[Interface markup and scripts]

◆ ◆ ◆ ◆ ◆ ◆ ◆

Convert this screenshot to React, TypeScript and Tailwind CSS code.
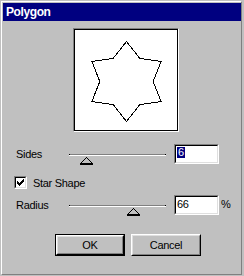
import React from "react";

function Thumb({ left }: { left: string }) {
  return (
    <svg
      className={`absolute top-[13px] ${left}`}
      width="13"
      height="8"
      viewBox="0 0 13 8"
      shapeRendering="crispEdges"
    >
      <path d="M6.5 0.5 L12.5 6.5 L0.5 6.5 Z" fill="#c0c0c0" stroke="#000" strokeWidth="1" />
      <line x1="0" y1="7" x2="13" y2="7" stroke="#000" strokeWidth="1" />
    </svg>
  );
}

function Slider({ thumbLeft }: { thumbLeft: string }) {
  return (
    <div className="relative w-[97px] h-[20px]">
      <div className="absolute left-0 right-0 top-[10px] h-[2px] border-t border-t-[#808080] border-b border-b-white" />
      <div className="absolute left-0 top-[10px] w-px h-px bg-black" />
      <div className="absolute right-0 top-[10px] w-px h-px bg-black" />
      <Thumb left={thumbLeft} />
    </div>
  );
}

function Edit({ children }: { children: React.ReactNode }) {
  return (
    <div className="w-[45px] h-[20px] border border-t-[#808080] border-l-[#808080] border-b-white border-r-white">
      <div className="w-full h-full bg-white border border-t-black border-l-black border-b-[#dfdfdf] border-r-[#dfdfdf]">
        {children}
      </div>
    </div>
  );
}

export default function App() {
  const R = 40;
  const r = 26.67;
  const cx = 51.5;
  const cy = 51.5;
  const pts: string[] = [];
  for (let k = 0; k < 6; k++) {
    const a = ((-90 + 60 * k) * Math.PI) / 180;
    const b = ((-60 + 60 * k) * Math.PI) / 180;
    pts.push(`${(cx + R * Math.cos(a)).toFixed(2)},${(cy + R * Math.sin(a)).toFixed(2)}`);
    pts.push(`${(cx + r * Math.cos(b)).toFixed(2)},${(cy + r * Math.sin(b)).toFixed(2)}`);
  }

  return (
    <div className="w-[244px] h-[276px] bg-[#c0c0c0] pt-px pl-px font-['Liberation_Sans',Arial,sans-serif] text-[11px] leading-[13px] text-black tracking-[-0.3px]">
      <div className="w-[241px] h-[274px] border border-t-white border-l-white border-r-[#808080] border-b-[#808080] pl-px pt-px flex flex-col">
        {/* Title bar */}
        <div className="h-[18px] bg-[#000080] pl-[3px] pt-[2px] text-white font-bold text-[12px] leading-[14px] tracking-[-0.4px]">
          Polygon
        </div>

        {/* Preview */}
        <div className="mt-[7px] ml-[70px] w-[106px] h-[104px] border border-t-[#808080] border-l-[#808080] border-b-white border-r-white">
          <div className="w-full h-full bg-white border border-black">
            <svg width="102" height="100" viewBox="0 0 102 100" shapeRendering="crispEdges">
              <polygon points={pts.join(" ")} fill="none" stroke="#000" strokeWidth="1" />
            </svg>
          </div>
        </div>

        {/* Sides */}
        <div className="mt-[12px] ml-[13px] flex h-[20px]">
          <div className="w-[53px] pt-[4px]">Sides</div>
          <Slider thumbLeft="left-[11px]" />
          <div className="ml-[8px]">
            <Edit>
              <span className="inline-block ml-px h-[11px] leading-[11px] px-px bg-[#000080] text-white">6</span>
            </Edit>
          </div>
        </div>

        {/* Star Shape */}
        <div className="mt-[12px] ml-[11px] flex h-[13px]">
          <div className="w-[13px] h-[13px] border border-t-[#808080] border-l-[#808080] border-b-white border-r-white">
            <div className="w-full h-full bg-white border border-t-black border-l-black border-b-[#dfdfdf] border-r-[#dfdfdf] relative">
              <svg className="absolute left-px top-px" width="7" height="7" viewBox="0 0 7 7" shapeRendering="crispEdges">
                <rect x="6" y="0" width="1" height="1" fill="#000" />
                <rect x="5" y="1" width="2" height="1" fill="#000" />
                <rect x="0" y="2" width="1" height="1" fill="#000" />
                <rect x="4" y="2" width="3" height="1" fill="#000" />
                <rect x="0" y="3" width="2" height="1" fill="#000" />
                <rect x="3" y="3" width="3" height="1" fill="#000" />
                <rect x="0" y="4" width="5" height="1" fill="#000" />
                <rect x="1" y="5" width="3" height="1" fill="#000" />
                <rect x="2" y="6" width="1" height="1" fill="#000" />
              </svg>
            </div>
          </div>
          <div className="ml-[6px] pt-px">Star Shape</div>
        </div>

        {/* Radius */}
        <div className="mt-[6px] ml-[13px] flex h-[20px]">
          <div className="w-[53px] pt-[4px]">Radius</div>
          <Slider thumbLeft="left-[58px]" />
          <div className="ml-[8px]">
            <Edit>
              <div className="pl-px pt-px">66</div>
            </Edit>
          </div>
          <div className="ml-[2px] pt-[3px]">%</div>
        </div>

        {/* Buttons */}
        <div className="mt-[19px] ml-[52px] flex">
          <div className="w-[70px] h-[22px] border border-black">
            <div className="w-full h-full border border-t-white border-l-white border-b-black border-r-black">
              <div className="w-full h-full border border-t-[#dfdfdf] border-l-[#dfdfdf] border-b-[#808080] border-r-[#808080] flex items-center justify-center">
                OK
              </div>
            </div>
          </div>
          <div className="ml-[6px] w-[70px] h-[22px] border border-t-white border-l-white border-b-black border-r-black">
            <div className="w-full h-full border border-t-[#dfdfdf] border-l-[#dfdfdf] border-b-[#808080] border-r-[#808080] flex items-center justify-center">
              Cancel
            </div>
          </div>
        </div>
      </div>
    </div>
  );
}
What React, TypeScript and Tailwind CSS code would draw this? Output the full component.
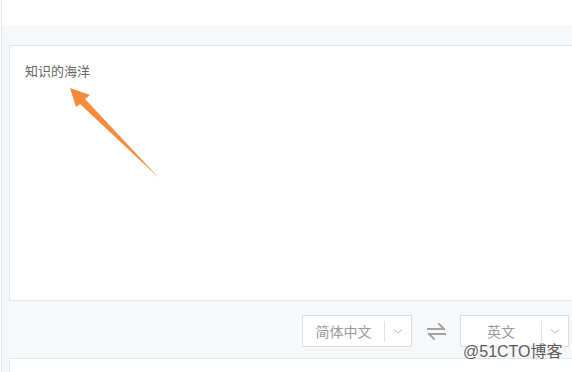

◆ ◆ ◆ ◆ ◆ ◆ ◆

PROBLEM STATEMENT >>
Scan the material line by line and report each one that contains "this".

EXERCISE SOLUTION >>
Convert this screenshot to React, TypeScript and Tailwind CSS code.
What React, TypeScript and Tailwind CSS code would draw this? Output the full component.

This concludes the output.